Controlling radical-type reactivity with transition metals and supramolecular cages

To sustain our demand for the various products obtained through catalysis, it is desirable to move from precious metals (such as palladium, platinum, iridium, etc.) to base metals (cobalt, iron, manganese, etc.). The efficient use of base-metals is, however, associated with new challenges due to their preferred one-electron reactivity. Metallo-enzymes are well known for performing effective radical reactions, which has inspired several scientists to also develop efficient and selective synthetic catalysts that operate via radical-type mechanisms. Cobalt porphyrin catalysts, for example, have been used to achieve a wide variety of selective radical transformations including challenging C–H and C=C bond activations.

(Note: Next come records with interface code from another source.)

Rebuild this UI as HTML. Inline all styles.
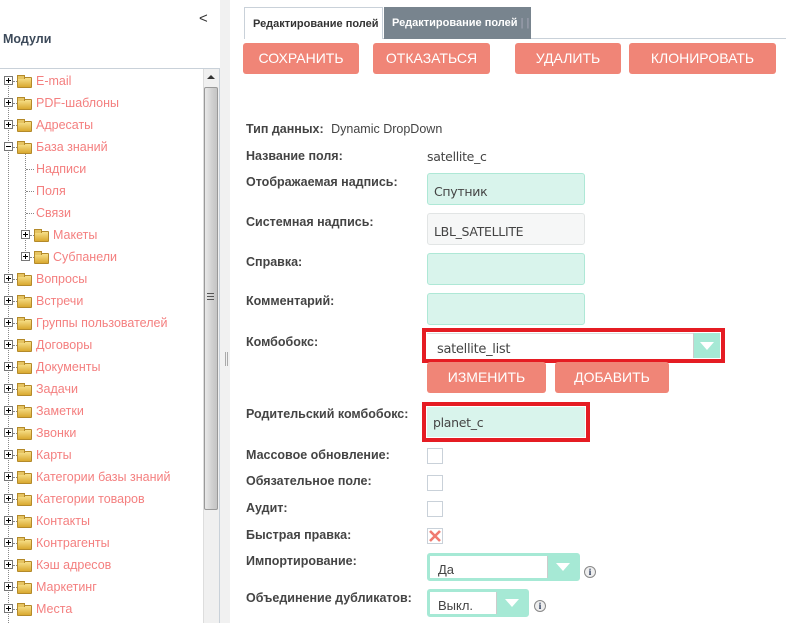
<!DOCTYPE html>
<html><head><meta charset="utf-8"><style>
*{margin:0;padding:0;box-sizing:border-box}
body{width:786px;height:623px;overflow:hidden;background:#fff;font-family:"Liberation Sans","DejaVu Sans",sans-serif;position:relative}
.a{position:absolute}
.ti{position:absolute;font-size:12.5px;color:#f47f7f;white-space:nowrap;line-height:14px}
.pb{position:absolute;width:9px;height:9px;border:1px solid #777;background:#fff}
.pb:before{content:"";position:absolute;left:1px;top:3px;width:5px;height:1px;background:#000}
.pb.p:after{content:"";position:absolute;left:3px;top:1px;width:1px;height:5px;background:#000}
.fd{position:absolute;width:15px;height:11px;background:linear-gradient(#f7e08a,#d9a930);border:1px solid #b48a2a;border-radius:1px}
.fd:before{content:"";position:absolute;left:-1px;top:-3px;width:6px;height:3px;background:#e6c462;border:1px solid #b48a2a;border-bottom:none}
.dh{position:absolute;height:1px;border-top:1px dotted #888}
.lb{position:absolute;left:246px;font-weight:bold;color:#444;font-family:"Liberation Sans",sans-serif;font-size:12.5px;white-space:nowrap}
.in{position:absolute;left:427px;width:158px;height:32px;background:#d9f4ec;border:1px solid #aee8d6;border-radius:3px;font-size:12.5px;color:#444;padding:10px 6px 0;font-family:"DejaVu Sans",sans-serif;letter-spacing:-0.3px}
.btn{position:absolute;background:#f08577;color:#fff;font-size:14px;text-align:center;border-radius:3px;line-height:31px}
.cb{position:absolute;left:427px;width:16px;height:16px;border:1px solid #c9d1d9;background:#fff}
.sel{position:absolute;background:#fff;border:3px solid #a6e9d5;border-radius:3px;font-size:13px;color:#444;padding:6px 8px}
.arr{position:absolute;top:0;right:0;bottom:0;background:#a6e9d5;border-left:1px solid #ccc}
.arr:after{content:"";position:absolute;left:50%;top:50%;margin:-4px 0 0 -7px;border-left:7px solid transparent;border-right:7px solid transparent;border-top:8px solid #fff}
.info{position:absolute;width:12px;height:12px;border-radius:50%;border:1px solid #888;background:#eee;font:bold 9px "Liberation Serif",serif;color:#235;text-align:center;line-height:10px}
</style></head><body>
<div class="a" style="left:220px;top:0;width:10px;height:623px;background:#f1f1f1"></div>
<div class="a" style="left:225px;top:352px;width:3px;height:14px;border-left:1px solid #aaa;border-right:1px solid #aaa"></div>
<div class="a" style="left:199px;top:10px;font-size:15px;color:#333">&lt;</div>
<div class="a" style="left:3px;top:32px;font-size:12.5px;font-weight:bold;color:#3d4a5a">Модули</div>
<div class="a" style="left:0;top:68px;width:220px;height:555px;border-top:1px solid #c9d1d9;border-right:1px solid #c9d1d9"></div>
<div class="a" style="left:203px;top:69px;width:16px;height:554px;background:#f0f0f0;border-left:1px solid #ddd"></div>
<div class="a" style="left:207px;top:75px;border-left:4px solid transparent;border-right:4px solid transparent;border-bottom:4px solid #333"></div>
<div class="a" style="left:204px;top:87px;width:14px;height:423px;background:linear-gradient(90deg,#e8e8e8,#d0d0d0 60%,#c4c4c4);border:1px solid #999;border-radius:2px"></div>
<div class="a" style="left:207px;top:293px;width:7px;height:7px;border-top:1px solid #555;border-bottom:1px solid #555"><div style="margin-top:2px;border-top:1px solid #555"></div></div>
<div class="a" style="left:8px;top:77px;height:546px;border-left:1px dotted #888"></div>
<div class="a" style="left:25px;top:153px;height:104px;border-left:1px dotted #888"></div>
<div id="tree"></div>
<script>
var items=[["E-mail",0,1],["PDF-шаблоны",0,1],["Адресаты",0,1],["База знаний",0,2],["Надписи",1,0],["Поля",1,0],["Связи",1,0],["Макеты",1,1],["Субпанели",1,1],["Вопросы",0,1],["Встречи",0,1],["Группы пользователей",0,1],["Договоры",0,1],["Документы",0,1],["Задачи",0,1],["Заметки",0,1],["Звонки",0,1],["Карты",0,1],["Категории базы знаний",0,1],["Категории товаров",0,1],["Контакты",0,1],["Контрагенты",0,1],["Кэш адресов",0,1],["Маркетинг",0,1],["Места",0,1]];
var h="";items.forEach(function(it,i){var y=81+i*22;var off=it[1]?17:0;
if(it[2]){h+='<div class="pb'+(it[2]==1?' p':'')+'" style="left:'+(4+off)+'px;top:'+(y-5)+'px"></div><div class="dh" style="left:'+(13+off)+'px;top:'+y+'px;width:4px"></div><div class="fd" style="left:'+(17+off)+'px;top:'+(y-4)+'px"></div><div class="ti" style="left:'+(36+off)+'px;top:'+(y-7)+'px">'+it[0]+'</div>';}
else{h+='<div class="dh" style="left:26px;top:'+y+'px;width:8px"></div><div class="ti" style="left:36px;top:'+(y-7)+'px">'+it[0]+'</div>';}});
document.getElementById("tree").innerHTML=h;
</script>
<div class="a" style="left:244px;top:38px;width:542px;height:1px;background:#c9d1d9"></div>
<div class="a" style="left:244px;top:7px;width:139px;height:32px;border:1px solid #c9d1d9;border-bottom:none;background:#fff;font-size:11px;font-weight:bold;color:#333;padding:10px 0 0 8px;white-space:nowrap">Редактирование полей</div>
<div class="a" style="left:384px;top:7px;width:147px;height:32px;background:#78848e;font-size:11px;font-weight:bold;color:#fff;padding:10px 0 0 8px;white-space:nowrap">Редактирование полей <span style="color:#aab;font-weight:normal">| |</span></div>
<div class="btn" style="left:243px;top:43px;width:116px">СОХРАНИТЬ</div>
<div class="btn" style="left:373px;top:43px;width:117px">ОТКАЗАТЬСЯ</div>
<div class="btn" style="left:515px;top:43px;width:106px">УДАЛИТЬ</div>
<div class="btn" style="left:629px;top:43px;width:147px">КЛОНИРОВАТЬ</div>
<div class="lb" style="top:122px">Тип данных: <span style="font-weight:normal;color:#444;margin-left:4px">Dynamic DropDown</span></div>
<div class="lb" style="top:149px">Название поля:</div>
<div class="a" style="left:427px;top:149px;font-size:12.5px;color:#444;font-family:'DejaVu Sans',sans-serif;letter-spacing:-0.3px">satellite_c</div>
<div class="lb" style="top:175px">Отображаемая надпись:</div>
<div class="in" style="top:173px">Спутник</div>
<div class="lb" style="top:215px">Системная надпись:</div>
<div class="in" style="top:213px;background:#f6f7f7;border-color:#e2e5e5">LBL_SATELLITE</div>
<div class="lb" style="top:255px">Справка:</div>
<div class="in" style="top:253px"></div>
<div class="lb" style="top:294px">Комментарий:</div>
<div class="in" style="top:293px"></div>
<div class="lb" style="top:335px">Комбобокс:</div>
<div class="a" style="left:422px;top:328px;width:303px;height:35px;border:4px solid #e51c23"></div>
<div class="a" style="left:427px;top:333px;width:293px;height:25px;background:#fff;border-top:1px solid #ddd;font-size:13px;color:#444;padding:8px 0 0 10px;font-family:'DejaVu Sans',sans-serif;letter-spacing:-0.3px">satellite_list</div>
<div class="arr" style="left:693px;top:333px;width:27px;height:25px;right:auto;bottom:auto"></div>
<div class="btn" style="left:427px;top:362px;width:119px;line-height:31px">ИЗМЕНИТЬ</div>
<div class="btn" style="left:555px;top:362px;width:114px;line-height:31px">ДОБАВИТЬ</div>
<div class="lb" style="top:407px">Родительский комбобокс:</div>
<div class="a" style="left:422px;top:402px;width:168px;height:40px;border:4px solid #e51c23"></div>
<div class="a" style="left:427px;top:407px;width:158px;height:30px;background:#d9f4ec;font-size:12.5px;color:#444;padding:8px 0 0 6px;font-family:'DejaVu Sans',sans-serif;letter-spacing:-0.3px">planet_c</div>
<div class="lb" style="top:448px">Массовое обновление:</div>
<div class="cb" style="top:448px"></div>
<div class="lb" style="top:474px">Обязательное поле:</div>
<div class="cb" style="top:475px"></div>
<div class="lb" style="top:501px">Аудит:</div>
<div class="cb" style="top:501px"></div>
<div class="lb" style="top:528px">Быстрая правка:</div>
<div class="cb" style="top:528px"><svg width="14" height="14" style="position:absolute;left:0;top:0"><path d="M2 2L12 12M12 2L2 12" stroke="#f07a70" stroke-width="2.6"/></svg></div>
<div class="lb" style="top:554px">Импортирование:</div>
<div class="sel" style="left:427px;top:553px;width:153px;height:28px">Да<div class="arr" style="width:30px"></div></div>
<div class="info" style="left:584px;top:566px">i</div>
<div class="lb" style="top:591px">Объединение дубликатов:</div>
<div class="sel" style="left:427px;top:589px;width:102px;height:28px">Выкл.<div class="arr" style="width:30px"></div></div>
<div class="info" style="left:534px;top:600px">i</div>
</body></html>
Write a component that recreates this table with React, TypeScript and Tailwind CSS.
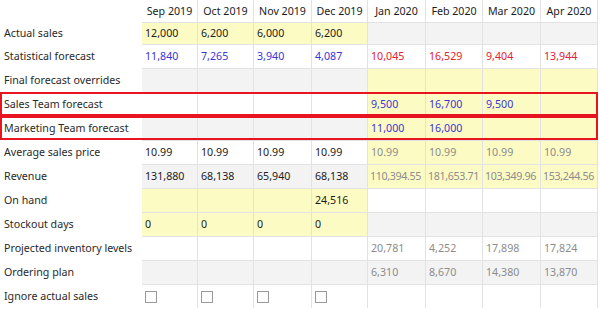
import React from "react";

type Cell = { v?: string; bg?: "y" | "row"; c?: "k" | "b" | "r" | "g"; cb?: boolean };
type Row = { label: string; cells: Cell[]; alt: boolean; h: string; box?: boolean };

const widths = ["w-[56px]", "w-[56px]", "w-[58px]", "w-[56px]", "w-[58px]", "w-[57px]", "w-[58px]", "w-[57px]"];
const months = ["Sep 2019", "Oct 2019", "Nov 2019", "Dec 2019", "Jan 2020", "Feb 2020", "Mar 2020", "Apr 2020"];

const Y: Cell = { bg: "y" };
const E: Cell = {};

const rows: Row[] = [
  {
    label: "Actual sales", alt: true, h: "h-[22px]",
    cells: [
      { v: "12,000", bg: "y" }, { v: "6,200", bg: "y" }, { v: "6,000", bg: "y" }, { v: "6,200", bg: "y" }, E, E, E, E,
    ],
  },
  {
    label: "Statistical forecast", alt: false, h: "h-[24px]",
    cells: [
      { v: "11,840", c: "b" }, { v: "7,265", c: "b" }, { v: "3,940", c: "b" }, { v: "4,087", c: "b" },
      { v: "10,045", c: "r" }, { v: "16,529", c: "r" }, { v: "9,404", c: "r" }, { v: "13,944", c: "r" },
    ],
  },
  { label: "Final forecast overrides", alt: true, h: "h-[24px]", cells: [E, E, E, E, Y, Y, Y, Y] },
  {
    label: "Sales Team forecast", alt: false, h: "h-[24px]", box: true,
    cells: [E, E, E, E, { v: "9,500", bg: "y", c: "b" }, { v: "16,700", bg: "y", c: "b" }, { v: "9,500", bg: "y", c: "b" }, Y],
  },
  {
    label: "Marketing Team forecast", alt: true, h: "h-[24px]", box: true,
    cells: [E, E, E, E, { v: "11,000", bg: "y", c: "b" }, { v: "16,000", bg: "y", c: "b" }, Y, Y],
  },
  {
    label: "Average sales price", alt: false, h: "h-[24px]",
    cells: [
      { v: "10.99" }, { v: "10.99" }, { v: "10.99" }, { v: "10.99" },
      { v: "10.99", bg: "y", c: "g" }, { v: "10.99", bg: "y", c: "g" }, { v: "10.99", bg: "y", c: "g" }, { v: "10.99", bg: "y", c: "g" },
    ],
  },
  {
    label: "Revenue", alt: true, h: "h-[24px]",
    cells: [
      { v: "131,880" }, { v: "68,138" }, { v: "65,940" }, { v: "68,138" },
      { v: "110,394.55", bg: "y", c: "g" }, { v: "181,653.71", bg: "y", c: "g" }, { v: "103,349.96", bg: "y", c: "g" }, { v: "153,244.56", bg: "y", c: "g" },
    ],
  },
  { label: "On hand", alt: false, h: "h-[24px]", cells: [Y, Y, Y, { v: "24,516", bg: "y" }, E, E, E, E] },
  {
    label: "Stockout days", alt: true, h: "h-[24px]",
    cells: [{ v: "0", bg: "y" }, { v: "0", bg: "y" }, { v: "0", bg: "y" }, { v: "0", bg: "y" }, E, E, E, E],
  },
  {
    label: "Projected inventory levels", alt: false, h: "h-[24px]",
    cells: [E, E, E, E, { v: "20,781", c: "g" }, { v: "4,252", c: "g" }, { v: "17,898", c: "g" }, { v: "17,824", c: "g" }],
  },
  {
    label: "Ordering plan", alt: true, h: "h-[24px]",
    cells: [E, E, E, E, { v: "6,310", c: "g" }, { v: "8,670", c: "g" }, { v: "14,380", c: "g" }, { v: "13,870", c: "g" }],
  },
  {
    label: "Ignore actual sales", alt: false, h: "h-[24px]",
    cells: [{ cb: true }, { cb: true }, { cb: true }, { cb: true }, E, E, E, E],
  },
];

function colorClass(c?: string) {
  if (c === "b") return "text-[#3a36d4]";
  if (c === "r") return "text-[#e4222f]";
  if (c === "g") return "text-[#8c8c8c]";
  return "text-[#1c1c1c]";
}

export default function App() {
  return (
    <div
      className="w-[600px] h-[309px] bg-white overflow-hidden text-[10.67px] leading-none"
      style={{ fontFamily: '"Noto Sans", "Open Sans", sans-serif' }}
    >
      <div className="flex h-[22px]">
        <div className="w-[142px] shrink-0" />
        {months.map((m, i) => (
          <div
            key={m}
            className={`${widths[i]} shrink-0 flex items-center justify-center border-r border-[#e2e2e2] text-[#1c1c1c]`}
          >
            {m}
          </div>
        ))}
      </div>
      {rows.map((r) => (
        <div key={r.label} className={`relative flex ${r.h}`}>
          <div className="w-[142px] shrink-0 flex items-center pl-[4px] text-[#2a2a2a] whitespace-nowrap">{r.label}</div>
          {r.cells.map((c, i) => {
            const bg = c.bg === "y" ? "bg-[#fdfbc4]" : r.alt ? "bg-[#f3f3f3]" : "bg-white";
            const long = (c.v ?? "").length > 8;
            return (
              <div
                key={i}
                className={`${widths[i]} shrink-0 flex items-center whitespace-nowrap overflow-hidden border-t border-r border-[#e2e2e2] ${long ? "pl-[2px] tracking-[-0.35px]" : "pl-[3px]"} ${bg} ${colorClass(c.c)}`}
              >
                {c.cb ? <div className="w-[12px] h-[12px] border border-[#9a9a9a] bg-white" /> : c.v}
              </div>
            );
          })}
          {r.box && (
            <div className="absolute left-0 top-0 w-[598px] h-full border-2 border-[#e8141f] pointer-events-none" />
          )}
        </div>
      ))}
    </div>
  );
}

In addition to the ligands directly connected to the metal center, the second coordination sphere plays a significant role in tuning the reactivity of metallo-enzymes. In order to functionally mimic this second coordination sphere supramolecular cages have been developed. Examples have been shown in which bimolecular decomposition pathways, frequently encountered in metallo-radical catalysis, are already suppressed by partial encapsulation. In this Thesis full encapsulation of catalysts in a cubic supramolecular cage is investigated to completely avoid bimetallic decomposition pathway. Furthermore, supramolecular cages enable pre-organization of the substrate and induce selectivity for specific substrates and products in competitive reactions. In addition, the development of a protocol for cobalt catalyzed formation of N-heterocycles from aliphatic azides, and a detailed mechanistic study regarding this reaction, are also described in this Thesis.